What's Wrong with our Social Justice Movements?
A United Methodist pastor and civil rights leader, James Lawson was a counterpart of the Rev. Martin Luther King Jr. He helped coordinate the Freedom Rides in 1961 and the Meredith March in 1966, and as pastor of Centenary Methodist Church in Memphis, Tenn., played a major role in the sanitation workers’ strike of 1968. As a young college student, Lawson was exposed to Gandhi’s teachings on nonviolence through his association with the Fellowship of Reconciliation (FOR), America’s oldest pacifist organization. Now retired, he continues to teach nonviolence and fight for the rights of the oppressed.
Andrew Stelzer: I think a lot of people would say that since the 1960s, or perhaps the early 1970s, we haven’t really seen a massive effective mobilization that worked on any issue. Do you think that’s true?

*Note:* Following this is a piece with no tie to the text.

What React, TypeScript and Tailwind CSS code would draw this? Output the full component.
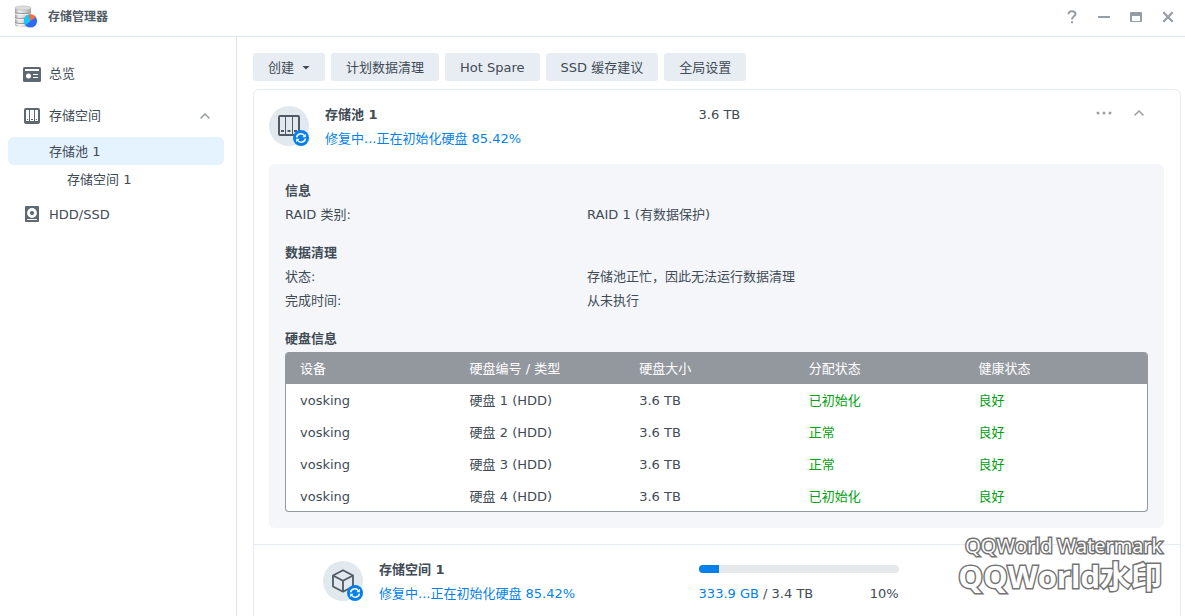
import type { ReactNode } from "react";

const disks = [
    { device: "vosking", name: "硬盘 1 (HDD)", size: "3.6 TB", status: "已初始化", health: "良好" },
    { device: "vosking", name: "硬盘 2 (HDD)", size: "3.6 TB", status: "正常", health: "良好" },
    { device: "vosking", name: "硬盘 3 (HDD)", size: "3.6 TB", status: "正常", health: "良好" },
    { device: "vosking", name: "硬盘 4 (HDD)", size: "3.6 TB", status: "已初始化", health: "良好" },
];

const toolbar = ["创建", "计划数据清理", "Hot Spare", "SSD 缓存建议", "全局设置"];

function AppLogo() {
    return (
        <svg width="24" height="24" viewBox="0 0 24 24" aria-hidden="true">
            <defs>
                <linearGradient id="steel" x1="0" x2="1">
                    <stop offset="0" stopColor="#a3a3a3" />
                    <stop offset="0.25" stopColor="#f0f0f0" />
                    <stop offset="0.6" stopColor="#d2d2d2" />
                    <stop offset="1" stopColor="#a6a6a6" />
                </linearGradient>
            </defs>
            <path d="M1 3v17c0 1.200 3.500 2 8 2s8-.8 8-2V3z" fill="url(#steel)" />
            <ellipse cx="9" cy="3" rx="8" ry="2" fill="#dedede" stroke="#b4b4b4" strokeWidth="0.6" />
            <path d="M1 7c0 1.200 3.500 1.500 8 1.500s8-.3 8-1.500M1 12c0 1.200 3.500 1.500 8 1.500s8-.3 8-1.500M1 17c0 1.200 3.500 1.500 8 1.500s8-.3 8-1.500" fill="none" stroke="#8a8a8a" strokeWidth="0.9" />
            <path d="M1 8.200c0 1.200 3.500 1.500 8 1.500s8-.3 8-1.500M1 13.200c0 1.200 3.500 1.500 8 1.500s8-.3 8-1.500M1 18.200c0 1.200 3.500 1.500 8 1.500s8-.3 8-1.500" fill="none" stroke="#fafafa" strokeWidth="0.9" />
            <circle cx="16.500" cy="16" r="6.600" fill="#2f6bf5" />
            <path d="M16.500 16L14.800 9.600A6.600 6.600 0 0 0 11.400 20.200z" fill="#1cc8f5" />
            <path d="M16.500 16L14.800 9.600A6.600 6.600 0 0 1 21.800 12z" fill="#ff6d33" />
        </svg>
    );
}

function OverviewIcon() {
    return (
        <svg width="18" height="15" viewBox="0 0 18 15" aria-hidden="true">
            <rect width="18" height="15" rx="1.500" fill="#5d6873" />
            <path d="M2 2h14v2H2z" fill="#fff" />
            <circle cx="5.500" cy="9" r="2.500" fill="#fff" />
            <path d="M10 7h5v1h-5zM10 10h5v1h-5z" fill="#fff" />
        </svg>
    );
}

function StorageIcon() {
    return (
        <svg width="16" height="16" viewBox="0 0 16 16" aria-hidden="true">
            <rect width="16" height="16" rx="2" fill="#5d6873" />
            <path d="M2 2h3v11H2zM6 2h4v11H6zM11 2h3v11h-3z" fill="#fff" />
            <path d="M3 11h1v1H3zM7 11h2v1H7zM12 11h1v1h-1z" fill="#5d6873" />
        </svg>
    );
}

function DriveIcon() {
    return (
        <svg width="14" height="16" viewBox="0 0 14 16" aria-hidden="true">
            <rect width="14" height="16" rx="1" fill="#5d6873" />
            <circle cx="7" cy="7" r="3.500" fill="none" stroke="#fff" strokeWidth="2.800" />
            <path d="M2 13h10v1H2z" fill="#fff" />
        </svg>
    );
}

function Chevron() {
    return (
        <svg width="10" height="6" viewBox="0 0 10 6" fill="none" stroke="#9ca1a7" strokeWidth="1.500" aria-hidden="true">
            <path d="M0.600 5.400L5 1l4.400 4.400" />
        </svg>
    );
}

function PoolGlyph() {
    return (
        <svg width="24" height="24" viewBox="0 0 24 24" aria-hidden="true">
            <rect x="2" y="2" width="20" height="19" rx="1" fill="none" stroke="#4f5a65" strokeWidth="2" />
            <path d="M8 2h1v18H8zM15 2h1v18h-1z" fill="#4f5a65" />
            <path d="M4 16h3v2H4zM10.500 16h3v2h-3zM17 16h3v2h-3z" fill="#4f5a65" />
        </svg>
    );
}

function VolumeGlyph() {
    return (
        <svg width="24" height="24" viewBox="0 0 24 24" fill="none" stroke="#4f5a65" strokeWidth="1.800" strokeLinejoin="round" aria-hidden="true">
            <path d="M12 1.300L22 6.500v11L12 22.700 2 17.500v-11z" />
            <path d="M2 6.500L12 11.700l10-5.200M12 11.700v11" />
        </svg>
    );
}

function StatusIcon({ children }: { children: ReactNode }) {
    return (
        <div className="relative mt-[3px] flex size-10 shrink-0 items-center justify-center rounded-full bg-[#e1e8ee]">
            {children}
            <svg className="absolute right-0 bottom-0" width="16" height="16" viewBox="0 0 16 16" aria-hidden="true">
                <circle cx="8" cy="8" r="8" fill="#057feb" />
                <path d="M3.600 7.300C4 3.600 9 2.500 11.400 5.600M12.400 8.700C12 12.400 7 13.500 4.600 10.400" fill="none" stroke="#fff" strokeWidth="1.500" />
                <path d="M12.800 3.800v3.400H9.400zM3.200 12.200V8.800h3.400z" fill="#fff" />
            </svg>
        </div>
    );
}

function InfoRow({ label, value }: { label: string; value: string }) {
    return (
        <div className="flex">
            <dt className="w-[35%]">{label}</dt>
            <dd>{value}</dd>
        </div>
    );
}

function Sidebar() {
    return (
        <nav className="w-[237px] shrink-0 border-r border-[#dfe6ee] pt-[23px] pr-3 pl-2">
            <a href="#overview" className="mb-[14px] flex h-7 items-center rounded">
                <span className="flex w-[41px] justify-center pl-[7px]"><OverviewIcon /></span>
                总览
            </a>
            <a href="#storage" className="mb-[7px] flex h-7 items-center rounded pr-[14px]">
                <span className="flex w-[41px] justify-center pl-[7px]"><StorageIcon /></span>
                存储空间
                <span className="ml-auto"><Chevron /></span>
            </a>
            <a href="#pool-1" className="flex h-7 items-center rounded-md bg-[#e5f2ff] pt-0.5 pl-[41px]">存储池 1</a>
            <a href="#volume-1" className="mb-[7px] flex h-7 items-center rounded-md pt-0.5 pl-[59px]">存储空间 1</a>
            <a href="#hdd" className="flex h-7 items-center rounded pt-0.5">
                <span className="flex w-[41px] justify-center pb-0.5 pl-[7px]"><DriveIcon /></span>
                HDD/SSD
            </a>
        </nav>
    );
}

function WindowControls() {
    return (
        <div className="ml-auto flex pr-px text-[#969ca3]">
            <button aria-label="帮助" className="flex size-8 items-center justify-center">
                <svg width="10" height="14" viewBox="0 0 10 14" fill="none" stroke="currentColor" strokeWidth="2">
                    <path d="M1.500 4.300C1.500 2.300 2.900 1.300 5 1.300s3.500 1.100 3.500 2.800C8.500 6.300 5 6.400 5 9.500" />
                    <path d="M5 11.200v2" />
                </svg>
            </button>
            <button aria-label="最小化" className="flex size-8 items-center justify-center">
                <svg width="12" height="2" viewBox="0 0 12 2"><rect width="12" height="2" rx="0.500" fill="currentColor" /></svg>
            </button>
            <button aria-label="最大化" className="flex size-8 items-center justify-center">
                <svg width="12" height="10" viewBox="0 0 12 10"><path fillRule="evenodd" d="M1 0h10a1 1 0 0 1 1 1v8a1 1 0 0 1-1 1H1a1 1 0 0 1-1-1V1a1 1 0 0 1 1-1zM2 4v5h8V4z" fill="currentColor" /></svg>
            </button>
            <button aria-label="关闭" className="flex size-8 items-center justify-center">
                <svg width="12" height="12" viewBox="0 0 12 12" stroke="currentColor" strokeWidth="2.200"><path d="M1.300 1.300l9.400 9.400M10.700 1.300l-9.400 9.400" /></svg>
            </button>
        </div>
    );
}

function DiskTable() {
    return (
        <div className="mt-px overflow-hidden rounded border border-t-0 border-[#93989f] bg-white">
            <table className="w-full table-fixed text-left">
                <thead className="bg-[#93989f] text-white">
                    <tr className="h-8">
                        <th className="w-[19.7%] pt-0.5 pl-[14px] font-normal">设备</th>
                        <th className="w-[19.7%] pt-0.5 pl-[14px] font-normal">硬盘编号 / 类型</th>
                        <th className="w-[19.7%] pt-0.5 pl-[14px] font-normal">硬盘大小</th>
                        <th className="w-[19.7%] pt-0.5 pl-[14px] font-normal">分配状态</th>
                        <th className="pt-0.5 pl-[14px] font-normal">健康状态</th>
                    </tr>
                </thead>
                <tbody>
                    {disks.map((disk) => (
                        <tr key={disk.name} className="h-8 last:h-[31px]">
                            <td className="pt-0.5 pl-[14px]">{disk.device}</td>
                            <td className="pt-0.5 pl-[14px]">{disk.name}</td>
                            <td className="pt-0.5 pl-[14px]">{disk.size}</td>
                            <td className="pt-0.5 pl-[14px] text-[#00a111]">{disk.status}</td>
                            <td className="pt-0.5 pl-[14px] text-[#00a111]">{disk.health}</td>
                        </tr>
                    ))}
                </tbody>
            </table>
        </div>
    );
}

function PoolCard() {
    return (
        <section className="rounded-md border border-[#e6ebf1] pb-8">
            <div className="pt-[13px] pr-4 pl-[15px]">
                <header className="flex">
                    <div className="flex w-[48%] items-start gap-4">
                        <StatusIcon><PoolGlyph /></StatusIcon>
                        <div>
                            <h2 className="font-bold">存储池 1</h2>
                            <p className="text-[#057feb]">修复中...正在初始化硬盘 85.42%</p>
                        </div>
                    </div>
                    <p>3.6 TB</p>
                    <div className="ml-auto flex items-start gap-[11px] pr-[13px]">
                        <button aria-label="更多" className="flex h-5 w-6 items-center justify-center">
                            <svg width="16" height="4" viewBox="0 0 16 4" fill="#9ca1a7">
                                <circle cx="2" cy="2" r="1.500" />
                                <circle cx="8" cy="2" r="1.500" />
                                <circle cx="14" cy="2" r="1.500" />
                            </svg>
                        </button>
                        <button aria-label="折叠" className="flex h-5 w-6 items-center justify-center"><Chevron /></button>
                    </div>
                </header>

                <div className="mt-[13px] mb-4 rounded-md bg-[#f4f6fa] px-4 pt-[15px] pb-4">
                    <h3 className="font-bold">信息</h3>
                    <dl>
                        <InfoRow label="RAID 类别:" value="RAID 1 (有数据保护)" />
                    </dl>
                    <h3 className="mt-[14px] font-bold">数据清理</h3>
                    <dl>
                        <InfoRow label="状态:" value="存储池正忙，因此无法运行数据清理" />
                        <InfoRow label="完成时间:" value="从未执行" />
                    </dl>
                    <h3 className="mt-[14px] font-bold">硬盘信息</h3>
                    <DiskTable />
                </div>
            </div>

            <div className="flex border-t border-[#e6ebf1] pt-[13px] pr-4 pl-[15px]">
                <div className="flex w-[48%] items-start gap-4 pl-[54px]">
                    <StatusIcon><VolumeGlyph /></StatusIcon>
                    <div>
                        <h2 className="font-bold">存储空间 1</h2>
                        <p className="text-[#057feb]">修复中...正在初始化硬盘 85.42%</p>
                    </div>
                </div>
                <div className="w-[200px]">
                    <div className="flex h-6 items-center pb-0.5">
                        <div role="progressbar" aria-label="存储空间 1" aria-valuenow={10} className="h-2 w-full overflow-hidden rounded-full bg-[#e6e8eb]">
                            <div className="h-full w-[10%] bg-[#057feb]" />
                        </div>
                    </div>
                    <div className="flex justify-between">
                        <p><span className="text-[#057feb]">333.9 GB</span> / 3.4 TB</p>
                        <p>10%</p>
                    </div>
                </div>
            </div>
        </section>
    );
}

export default function App() {
    return (
        <div className="relative flex h-screen flex-col overflow-hidden bg-white font-['DejaVu_Sans','Noto_Sans_CJK_SC',sans-serif] text-[13px] leading-6 text-[#414b55]">
            <header className="flex h-[37px] shrink-0 items-center border-b border-[#dfe6ee] pb-0.5 pl-[14px]">
                <AppLogo />
                <h1 className="ml-2.5 text-xs font-bold text-[#505a64]">存储管理器</h1>
                <WindowControls />
            </header>

            <div className="flex min-h-0 flex-1">
                <Sidebar />
                <main className="min-w-0 flex-1 overflow-hidden pt-4 pr-1 pl-4">
                    <div className="mb-2 flex gap-1.5">
                        {toolbar.map((label, i) => (
                            <button key={label} className="flex h-7 items-center rounded-[3px] bg-[#e8edf4] px-[15px] pt-0.5">
                                {label}
                                {i === 0 && (
                                    <svg className="ml-2" width="8" height="4" viewBox="0 0 8 4" aria-hidden="true"><path d="M0.500 0h7L4 3.500z" fill="#414b55" /></svg>
                                )}
                            </button>
                        ))}
                    </div>
                    <PoolCard />
                </main>
            </div>

            {/* Watermark */}
            <div className="pointer-events-none absolute right-[23px] bottom-[25px] flex flex-col items-end font-['Open_Sans','Noto_Sans_CJK_SC',sans-serif] whitespace-nowrap text-white [-webkit-text-stroke:3px_#737373] [paint-order:stroke_fill]">
                <span className="text-[20px] leading-[30px]">QQWorld Watermark</span>
                <span className="text-[31px] leading-[30px] font-bold">QQWorld水印</span>
            </div>
        </div>
    );
}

Lawson: Yes. The peace movement has failed. I would say that mobilizations at the Democratic or Republican conventions (in which I have participated) in Seattle, and some of the anti-Iraq War mobilizations have failed. What is needed is a protracted struggle—organizing around non-violent assessment and focusing on a target—with maybe a decade or two of intense activity that does not depend upon Congressional legislation, but rather forces upon a city or nation the agenda of justice and truth.